DATA RECORDS:
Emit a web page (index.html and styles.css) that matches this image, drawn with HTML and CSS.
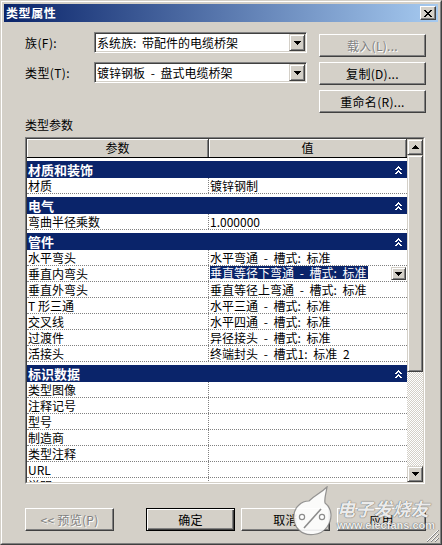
FILE: index.html
```html
<!DOCTYPE html>
<html lang="zh-CN">
<head>
<meta charset="utf-8">
<title>类型属性</title>
<link rel="stylesheet" href="styles.css">
</head>
<body>
<div class="dialog">
  <div class="frame">
    <div class="titlebar">
      <span class="title">类型属性</span>
      <span class="close"><svg width="8" height="7" viewBox="0 0 8 7"><path d="M0 0h2v1H0zM6 0h2v1H6zM1 1h2v1H1zM5 1h2v1H5zM2 2h4v1H2zM3 3h2v1H3zM2 4h4v1H2zM1 5h2v1H1zM5 5h2v1H5zM0 6h2v1H0zM6 6h2v1H6z" fill="#000"/></svg></span>
    </div>
    <div class="content">
      <div class="top">
        <div class="fields">
          <span class="label">族(F):</span>
          <div class="combo"><span class="combo-text">系统族: 带配件的电缆桥架</span><span class="drop"><svg class="arrow" width="7" height="4" viewBox="0 0 7 4"><path d="M0 0h7v1H0zM1 1h5v1H1zM2 2h3v1H2zM3 3h1v1H3z"/></svg></span></div>
          <span class="label">类型(T):</span>
          <div class="combo"><span class="combo-text">镀锌钢板 - 盘式电缆桥架</span><span class="drop"><svg class="arrow" width="7" height="4" viewBox="0 0 7 4"><path d="M0 0h7v1H0zM1 1h5v1H1zM2 2h3v1H2zM3 3h1v1H3z"/></svg></span></div>
        </div>
        <div class="side">
          <div class="btn side-btn disabled">载入(L)...</div>
          <div class="btn side-btn">复制(D)...</div>
          <div class="btn side-btn">重命名(R)...</div>
        </div>
      </div>
      <div class="section-label">类型参数</div>
      <div class="grid-box">
        <div class="grid-inner">
          <div class="grid">
            <div class="grid-head">
              <div class="hcell hparam">参数</div>
              <div class="hcell hvalue">值</div>
            </div>
            <div class="grid-body">
              <div class="group">
                <div class="cat"><span>材质和装饰</span><svg class="chev" width="7" height="9" viewBox="0 0 7 9"><path d="M3 0h1v1H3zM2 1h3v1H2zM1 2h2v1H1zM4 2h2v1H4zM0 3h2v1H0zM5 3h2v1H5zM3 4h1v1H3zM2 5h3v1H2zM1 6h2v1H1zM4 6h2v1H4zM0 7h2v1H0zM5 7h2v1H5z" fill="#fff"/></svg></div>
                <div class="row"><div class="pc">材质</div><div class="vc">镀锌钢制</div></div>
              </div>
              <div class="group">
                <div class="cat"><span>电气</span><svg class="chev" width="7" height="9" viewBox="0 0 7 9"><path d="M3 0h1v1H3zM2 1h3v1H2zM1 2h2v1H1zM4 2h2v1H4zM0 3h2v1H0zM5 3h2v1H5zM3 4h1v1H3zM2 5h3v1H2zM1 6h2v1H1zM4 6h2v1H4zM0 7h2v1H0zM5 7h2v1H5z" fill="#fff"/></svg></div>
                <div class="row"><div class="pc">弯曲半径乘数</div><div class="vc">1.000000</div></div>
              </div>
              <div class="group">
                <div class="cat"><span>管件</span><svg class="chev" width="7" height="9" viewBox="0 0 7 9"><path d="M3 0h1v1H3zM2 1h3v1H2zM1 2h2v1H1zM4 2h2v1H4zM0 3h2v1H0zM5 3h2v1H5zM3 4h1v1H3zM2 5h3v1H2zM1 6h2v1H1zM4 6h2v1H4zM0 7h2v1H0zM5 7h2v1H5z" fill="#fff"/></svg></div>
                <div class="row"><div class="pc">水平弯头</div><div class="vc">水平弯通 - 槽式: 标准</div></div>
                <div class="row"><div class="pc">垂直内弯头</div><div class="vc editing"><span class="sel">垂直等径下弯通 - 槽式: 标准</span><span class="cell-drop"><svg class="arrow" width="7" height="4" viewBox="0 0 7 4"><path d="M0 0h7v1H0zM1 1h5v1H1zM2 2h3v1H2zM3 3h1v1H3z"/></svg></span></div></div>
                <div class="row"><div class="pc">垂直外弯头</div><div class="vc">垂直等径上弯通 - 槽式: 标准</div></div>
                <div class="row"><div class="pc">T 形三通</div><div class="vc">水平三通 - 槽式: 标准</div></div>
                <div class="row"><div class="pc">交叉线</div><div class="vc">水平四通 - 槽式: 标准</div></div>
                <div class="row"><div class="pc">过渡件</div><div class="vc">异径接头 - 槽式: 标准</div></div>
                <div class="row"><div class="pc">活接头</div><div class="vc">终端封头 - 槽式1: 标准 2</div></div>
              </div>
              <div class="group">
                <div class="cat"><span>标识数据</span><svg class="chev" width="7" height="9" viewBox="0 0 7 9"><path d="M3 0h1v1H3zM2 1h3v1H2zM1 2h2v1H1zM4 2h2v1H4zM0 3h2v1H0zM5 3h2v1H5zM3 4h1v1H3zM2 5h3v1H2zM1 6h2v1H1zM4 6h2v1H4zM0 7h2v1H0zM5 7h2v1H5z" fill="#fff"/></svg></div>
                <div class="row"><div class="pc">类型图像</div><div class="vc"></div></div>
                <div class="row"><div class="pc">注释记号</div><div class="vc"></div></div>
                <div class="row"><div class="pc">型号</div><div class="vc"></div></div>
                <div class="row"><div class="pc">制造商</div><div class="vc"></div></div>
                <div class="row"><div class="pc">类型注释</div><div class="vc"></div></div>
                <div class="row"><div class="pc">URL</div><div class="vc"></div></div>
                <div class="row"><div class="pc">说明</div><div class="vc"></div></div>
              </div>
            </div>
          </div>
          <div class="vscroll">
            <div class="sbtn"><svg class="arrow" width="7" height="4" viewBox="0 0 7 4"><path d="M3 0h1v1H3zM2 1h3v1H2zM1 2h5v1H1zM0 3h7v1H0z"/></svg></div>
            <div class="thumb"></div>
            <div class="track"></div>
            <div class="sbtn"><svg class="arrow" width="7" height="4" viewBox="0 0 7 4"><path d="M0 0h7v1H0zM1 1h5v1H1zM2 2h3v1H2zM3 3h1v1H3z"/></svg></div>
          </div>
        </div>
      </div>
      <div class="bottom">
        <div class="btn bot-btn disabled">&lt;&lt; 预览(P)</div>
        <div class="btn bot-btn default b-ok">确定</div>
        <div class="btn bot-btn b-cancel">取消</div>
        <div class="btn bot-btn b-apply">应用</div>
      </div>
    </div>
  </div>
  <div class="watermark">
    <svg class="wm-logo" width="46" height="54" viewBox="0 0 46 54">
      <path d="M19 15 C25 9 31 7 37 1 C36 8 34 12 35 17 C42 22 43 33 37 41 C31 50 16 51 9 44 C2 37 2 25 9 19 C12 16 15 15 19 15 Z" fill="rgba(255,255,255,0.9)" stroke="rgba(120,120,120,0.75)" stroke-width="1.2"/>
      <path d="M14 42 L31 23" stroke="rgba(120,120,120,0.85)" stroke-width="1.6" fill="none"/>
      <circle cx="12" cy="31" r="2.6" fill="#fff" stroke="rgba(120,120,120,0.85)" stroke-width="1.2"/>
      <circle cx="32" cy="31" r="2.6" fill="#fff" stroke="rgba(120,120,120,0.85)" stroke-width="1.2"/>
    </svg>
    <div class="wm-text">
      <span class="wm-cn">电子发烧友</span>
      <span class="wm-url">www.elecfans.com</span>
    </div>
  </div>
  <svg class="grip" width="12" height="12" viewBox="0 0 12 12">
    <path d="M11 0L0 11M11 4L4 11M11 8L8 11" stroke="#fff" stroke-width="1"/>
    <path d="M12 0L0 12M12 4L4 12M12 8L8 12" stroke="#808080" stroke-width="1"/>
  </svg>
</div>
</body>
</html>
```
FILE: styles.css
```css
* {
  box-sizing: border-box;
  margin: 0;
  padding: 0;
}

html,
body {
  width: 442px;
  height: 545px;
  overflow: hidden;
  background: #d4d0c8;
}

body {
  font-family: "Noto Sans CJK SC", "Liberation Sans", sans-serif;
  font-size: 12px;
  color: #000;
}

.dialog {
  position: relative;
  width: 442px;
  height: 545px;
  border: 1px solid;
  border-color: #d4d0c8 #404040 #404040 #d4d0c8;
  background: #d4d0c8;
}

.frame {
  width: 100%;
  height: 100%;
  border: 1px solid;
  border-color: #fff #808080 #808080 #fff;
  padding: 2px;
  display: flex;
  flex-direction: column;
}

.titlebar {
  height: 18px;
  flex: none;
  display: flex;
  align-items: center;
  justify-content: space-between;
  padding: 0 2px;
  background: linear-gradient(to right, #0a246a, #a6caf0);
}

.title {
  color: #fff;
  font-weight: bold;
  font-size: 12px;
  letter-spacing: 0.6px;
  line-height: 18px;
}

.close {
  width: 16px;
  height: 14px;
  display: flex;
  align-items: center;
  justify-content: center;
  background: #d4d0c8;
  border: 1px solid;
  border-color: #fff #404040 #404040 #fff;
  box-shadow: inset -1px -1px #808080;
}

.content {
  flex: 1;
  display: flex;
  flex-direction: column;
  padding-left: 21px;
}

.top {
  display: flex;
  margin-top: 10px;
}

.fields {
  display: grid;
  grid-template-columns: 69px 213px;
  grid-auto-rows: 21px;
  row-gap: 9px;
}

.label {
  line-height: 21px;
  white-space: nowrap;
  letter-spacing: 0.4px;
}

.combo {
  display: flex;
  background: #fff;
  border: 1px solid;
  border-color: #808080 #fff #fff #808080;
  box-shadow: inset 1px 1px #404040, inset -1px -1px #d4d0c8;
  padding: 1px;
}

.combo-text {
  flex: 1;
  padding-left: 1px;
  line-height: 17px;
  white-space: nowrap;
  overflow: hidden;
  word-spacing: 3px;
}

.drop {
  width: 16px;
  flex: none;
  display: flex;
  align-items: center;
  justify-content: center;
  background: #d4d0c8;
  border: 1px solid;
  border-color: #d4d0c8 #404040 #404040 #d4d0c8;
  box-shadow: inset 1px 1px #fff, inset -1px -1px #808080;
}

.arrow {
  display: block;
  fill: #000;
}

.side {
  display: flex;
  flex-direction: column;
  gap: 5px;
  margin: 2px 0 0 12px;
}

.btn {
  display: flex;
  align-items: center;
  justify-content: center;
  background: #d4d0c8;
  border: 1px solid;
  border-color: #fff #404040 #404040 #fff;
  box-shadow: inset -1px -1px #808080;
  line-height: 21px;
  white-space: nowrap;
  letter-spacing: 0.3px;
}

.btn.disabled {
  color: #808080;
  text-shadow: 1px 1px 0 #fff;
}

.btn.default {
  border-color: #000;
  box-shadow: inset 1px 1px #fff, inset -1px -1px #404040, inset -2px -2px #808080;
}

.side-btn {
  width: 107px;
  height: 23px;
}

.section-label {
  margin-top: 5px;
  line-height: 14px;
}

.grid-box {
  margin-top: 5px;
  width: 400px;
  height: 347px;
  border: 1px solid;
  border-color: #808080 #fff #fff #808080;
}

.grid-inner {
  height: 100%;
  display: flex;
  border: 1px solid;
  border-color: #404040 #d4d0c8 #d4d0c8 #404040;
}

.grid {
  width: 380px;
  display: flex;
  flex-direction: column;
  background: #fff;
  overflow: hidden;
}

.grid-head {
  height: 19px;
  flex: none;
  display: flex;
  background: #d4d0c8;
  border-bottom: 1px solid #000;
}

.hcell {
  text-align: center;
  line-height: 18px;
  box-shadow: inset 1px 1px #fff, inset -1px 0 #808080;
  border-right: 1px solid #404040;
}

.hparam {
  width: 182px;
}

.hvalue {
  flex: 1;
}

.grid-body {
  flex: 1;
  overflow: hidden;
}

.group {
  margin-top: 3px;
}

.cat {
  height: 17px;
  display: flex;
  align-items: center;
  justify-content: space-between;
  padding: 0 5px 0 1px;
  background: #0a246a;
  color: #fff;
  font-weight: bold;
  font-size: 13px;
  line-height: 17px;
}

.chev {
  display: block;
  margin-top: 1px;
}

.row {
  height: 16px;
  display: flex;
  border-bottom: 1px dotted #808080;
  line-height: 15px;
  white-space: nowrap;
}

.pc {
  width: 182px;
  flex: none;
  padding-left: 1px;
  border-right: 1px dotted #808080;
}

.vc {
  flex: 1;
  display: flex;
  padding-left: 1px;
  word-spacing: 3px;
  overflow: hidden;
}

.sel {
  height: 13px;
  line-height: 13px;
  background: #0a246a;
  color: #fff;
  padding-right: 1px;
}

.cell-drop {
  width: 15px;
  height: 13px;
  margin: 1px 1px 0 auto;
  display: flex;
  align-items: center;
  justify-content: center;
  background: #d4d0c8;
  border: 1px solid;
  border-color: #d4d0c8 #404040 #404040 #d4d0c8;
  box-shadow: inset 1px 1px #fff, inset -1px -1px #808080;
}

.vscroll {
  width: 16px;
  display: flex;
  flex-direction: column;
}

.sbtn,
.thumb {
  flex: none;
  background: #d4d0c8;
  border: 1px solid;
  border-color: #d4d0c8 #404040 #404040 #d4d0c8;
  box-shadow: inset 1px 1px #fff, inset -1px -1px #808080;
}

.sbtn {
  height: 16px;
  display: flex;
  align-items: center;
  justify-content: center;
}

.thumb {
  height: 217px;
}

.track {
  flex: 1;
  background: repeating-conic-gradient(#fff 0 25%, #d4d0c8 0 50%) 0 0 / 2px 2px;
}

.bottom {
  display: flex;
  margin-top: 24px;
}

.bot-btn {
  width: 89px;
  height: 23px;
}

.b-ok {
  margin-left: 32px;
}

.b-cancel {
  margin-left: 6px;
}

.b-apply {
  margin-left: 7px;
}

.watermark {
  position: absolute;
  left: 289px;
  top: 485px;
  display: flex;
  align-items: flex-start;
  pointer-events: none;
}

.wm-logo {
  display: block;
}

.wm-text {
  display: flex;
  flex-direction: column;
  margin: 12px 0 0 1px;
}

.wm-cn {
  font-size: 18px;
  line-height: 21px;
  font-style: italic;
  font-weight: bold;
  letter-spacing: 0.5px;
  color: rgba(255, 255, 255, 0.9);
  text-shadow: 0 0 1px #666, 0 0 1px #666;
}

.wm-url {
  font-family: "Liberation Sans", sans-serif;
  font-size: 11px;
  line-height: 13px;
  font-weight: bold;
  color: rgba(255, 255, 255, 0.9);
  text-shadow: 0 0 1px #666, 0 0 1px #666;
}

.grip {
  position: absolute;
  right: 2px;
  bottom: 2px;
  display: block;
}
```
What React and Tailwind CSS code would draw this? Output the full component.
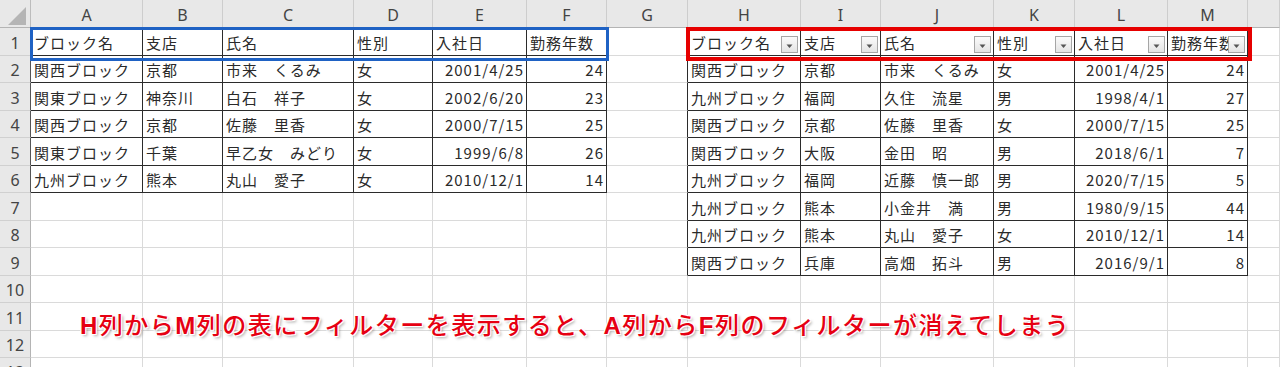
import React from "react";

const COLS = ["A", "B", "C", "D", "E", "F", "G", "H", "I", "J", "K", "L", "M", ""];

const HEAD = ["ブロック名", "支店", "氏名", "性別", "入社日", "勤務年数"];

const LEFT = [
  HEAD,
  ["関西ブロック", "京都", "市来　くるみ", "女", "2001/4/25", "24"],
  ["関東ブロック", "神奈川", "白石　祥子", "女", "2002/6/20", "23"],
  ["関西ブロック", "京都", "佐藤　里香", "女", "2000/7/15", "25"],
  ["関東ブロック", "千葉", "早乙女　みどり", "女", "1999/6/8", "26"],
  ["九州ブロック", "熊本", "丸山　愛子", "女", "2010/12/1", "14"],
];

const RIGHT = [
  HEAD,
  ["関西ブロック", "京都", "市来　くるみ", "女", "2001/4/25", "24"],
  ["九州ブロック", "福岡", "久住　流星", "男", "1998/4/1", "27"],
  ["関西ブロック", "京都", "佐藤　里香", "女", "2000/7/15", "25"],
  ["関西ブロック", "大阪", "金田　昭", "男", "2018/6/1", "7"],
  ["九州ブロック", "福岡", "近藤　慎一郎", "男", "2020/7/15", "5"],
  ["九州ブロック", "熊本", "小金井　満", "男", "1980/9/15", "44"],
  ["九州ブロック", "熊本", "丸山　愛子", "女", "2010/12/1", "14"],
  ["関西ブロック", "兵庫", "高畑　拓斗", "男", "2016/9/1", "8"],
];

function FilterButton() {
  return (
    <div className="absolute right-[2px] bottom-[2px] w-[17px] h-[17px] border border-[#a6a6a6] bg-gradient-to-b from-[#fbfbfb] to-[#e4e4e4] flex items-center justify-center">
      <svg width="7" height="5" viewBox="0 0 7 5" className="mt-[3px]">
        <path d="M0.5 0.5 L6.5 0.5 L3.5 4 Z" fill="#555" />
      </svg>
    </div>
  );
}

function Cell({ r, c }) {
  let text = "";
  let inTable = false;
  let filter = false;
  if (r >= 1 && r <= 6 && c >= 1 && c <= 6) {
    text = LEFT[r - 1][c - 1];
    inTable = true;
  }
  if (r >= 1 && r <= 9 && c >= 8 && c <= 13) {
    text = RIGHT[r - 1][c - 8];
    inTable = true;
    if (r === 1) filter = true;
  }
  const numeric = r >= 2 && (c === 5 || c === 6 || c === 12 || c === 13);
  const rightBlack = inTable || (c === 7 && r >= 1 && r <= 9);
  const bottomBlack = inTable;
  return (
    <div
      className={[
        "relative overflow-hidden flex items-center whitespace-nowrap border-r border-b text-[15px] tracking-[1px] text-[#2a2a2a]",
        rightBlack ? "border-r-[#2b2b2b]" : "border-r-[#dadada]",
        bottomBlack ? "border-b-[#2b2b2b]" : "border-b-[#dadada]",
        numeric ? "justify-end pr-[2px]" : "pl-[3px]",
      ].join(" ")}
    >
      <span className="leading-none pt-[1px]">{text}</span>
      {filter && <FilterButton />}
    </div>
  );
}

export default function App() {
  const rows = [];
  rows.push(
    <div
      key="corner"
      className="relative bg-[#e8e8e8] border-r border-b border-r-[#bcbcbc] border-b-[#b4b4b4]"
    >
      <svg width="30" height="27" className="absolute left-0 top-0">
        <path d="M8 25 L26 25 L26 7 Z" fill="#b5b5b5" />
      </svg>
    </div>
  );
  COLS.forEach((L, i) =>
    rows.push(
      <div
        key={"h" + i}
        className="bg-[#e8e8e8] border-r border-b border-r-[#cdcdcd] border-b-[#b4b4b4] flex items-center justify-center pt-[3px] text-[16px] text-[#444] font-['Noto_Sans',sans-serif]"
      >
        {L}
      </div>
    )
  );
  for (let r = 1; r <= 13; r++) {
    rows.push(
      <div
        key={"rh" + r}
        className={[
          "bg-[#e8e8e8] border-r border-b border-b-[#d0d0d0] flex items-center justify-center pt-[2px] text-[16px] text-[#444] font-['Noto_Sans',sans-serif]",
          r <= 6 ? "border-r-[#555]" : "border-r-[#b4b4b4]",
        ].join(" ")}
      >
        {r}
      </div>
    );
    for (let c = 1; c <= 14; c++) {
      rows.push(<Cell key={r + "-" + c} r={r} c={c} />);
    }
  }

  return (
    <div className="relative w-[1280px] h-[367px] overflow-hidden bg-white font-['Noto_Sans_CJK_JP',sans-serif]">
      <div className="grid grid-cols-[31px_112px_80px_131px_79px_94px_80px_81px_113px_80px_113px_81px_93px_80px_32px] grid-rows-[28px_28px_27px_28px_27px_28px_27px_28px_27px_28px_27px_28px_27px_27px]">
        {rows}
      </div>
      <div className="absolute left-[30px] top-[27px] w-[579px] h-[34px] border-[3px] border-[#1f62c4]" />
      <div className="absolute left-[686px] top-[27px] w-[566px] h-[34px] border-[4px] border-[#e60000]" />
      <div className="absolute left-[80px] top-[308px] leading-[32px] text-[24px] font-medium tracking-[1.5px] text-[#e60012] whitespace-nowrap [text-shadow:-1px_-1px_0_#fff,1px_-1px_0_#fff,-1px_1px_0_#fff,1px_1px_0_#fff,2px_2px_3px_rgba(0,0,0,0.35)]">
        <b className="font-['Liberation_Sans',sans-serif] font-bold">H</b>列から<b className="font-['Liberation_Sans',sans-serif] font-bold">M</b>列の表にフィルターを表示すると、<b className="font-['Liberation_Sans',sans-serif] font-bold">A</b>列から<b className="font-['Liberation_Sans',sans-serif] font-bold">F</b>列のフィルターが消えてしまう
      </div>
    </div>
  );
}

EXERCISE:
Give back only a number, the number of lines where the string "this" occurs.

OUTPUT OF THE EXERCISE:
2